Haiman in Nature, “Cosmology: A smoother end to the dark ages”

“Independent lines of evidence suggest that the first stars, which ended the cosmic dark ages (lasting for 100 million years), came in pairs rather than singly. The appearance of the first stars marked a significant milestone, separating the history of the Universe into two stages. The first stage is well understood: dark matter, primordial ionized plasma and radiation formed a nearly uniform mixture, expanding and cooling continuously with cosmic time. In the second stage, stars lit up and started wreaking havoc. The radiation of the stars penetrated the neutral cosmic plasma, once again ionizing and heating it, and modifying the formation of the subsequent generations of stars. At the time of the transition between the two stages, the 100-million-year-old Universe may have resembled Swiss cheese: cold and neutral background gas was filled with numerous, roughly spherical, hot, ionized holes surrounding the sites where the earliest stars had lit up. There is, however, another possibility, in which energetic X-ray radiation — not normally associated with stars — was present during the transition. The evidence that the first stars may have formed in pairs makes the latter hypothesis more likely. This could change the prevailing view that the early Universe had a Swiss-cheese-like appearance.” Extracts from Zoltán Haiman, “Cosmology: A smoother end to the dark ages,” Nature 472: 47–48, 07 April 2011, based on recent evidence by I. F. Mirabel, M. Dijkstra, P. Laurent, A. Loeb and J. R. Pritchard, “Stellar black holes at the dawn of the universe,” Astronomy & Astrophysics 528: A149, published online 18 March 2011 [ArXiv preprint].

“Why would the companionship of the first stars matter for the rest of the Universe? As Mirabel and colleagues argue, a natural outcome of the latter hypothesis is for one member of a pair of massive stars to implode, leaving behind a black hole that remains gravitationally bound to its massive partner. The black hole could then pull material off the surface of its partner, and swallow it up. While devouring its partner, the black hole would return a fraction of the ingested energy in the form of copious amounts of X-rays. In fact, these ‘micro-quasars’ seem to be more common in smaller galaxies, as well as in galaxies whose chemical composition is closer to that of the pristine plasma of hydrogen and helium in the early Universe. They could have produced sufficient X-rays to significantly change the prevailing Swiss-cheese scenario.”

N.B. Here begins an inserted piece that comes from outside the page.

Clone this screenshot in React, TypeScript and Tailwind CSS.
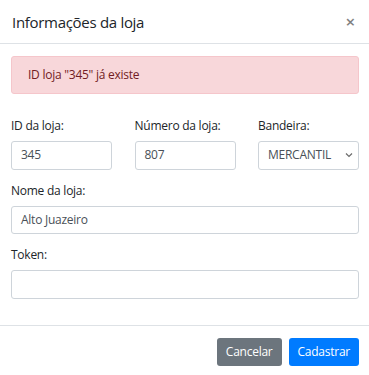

“If micro-quasars were indeed as common, and as efficient producers of X-ray radiation, as Mirabel and colleagues argue, they may well have dominated X-ray production in the transition epoch, when the first stars started to shine in the Universe. They would then have been responsible for ending the dark ages in a smooth fashion. The hardest X-ray photons (those with energies above a few kiloelectronvolts) would be reaching Earth now, forming a feeble X-ray background. Existing measurements place an upper limit on the present-day value of this background that is consistent with this hypothesis. The possibility of X-ray production by binary stars should prompt further theoretical modelling of the population of such binaries, including their abundance, radiation output and spectra, as well as modelling of the possible observable signatures they left behind.”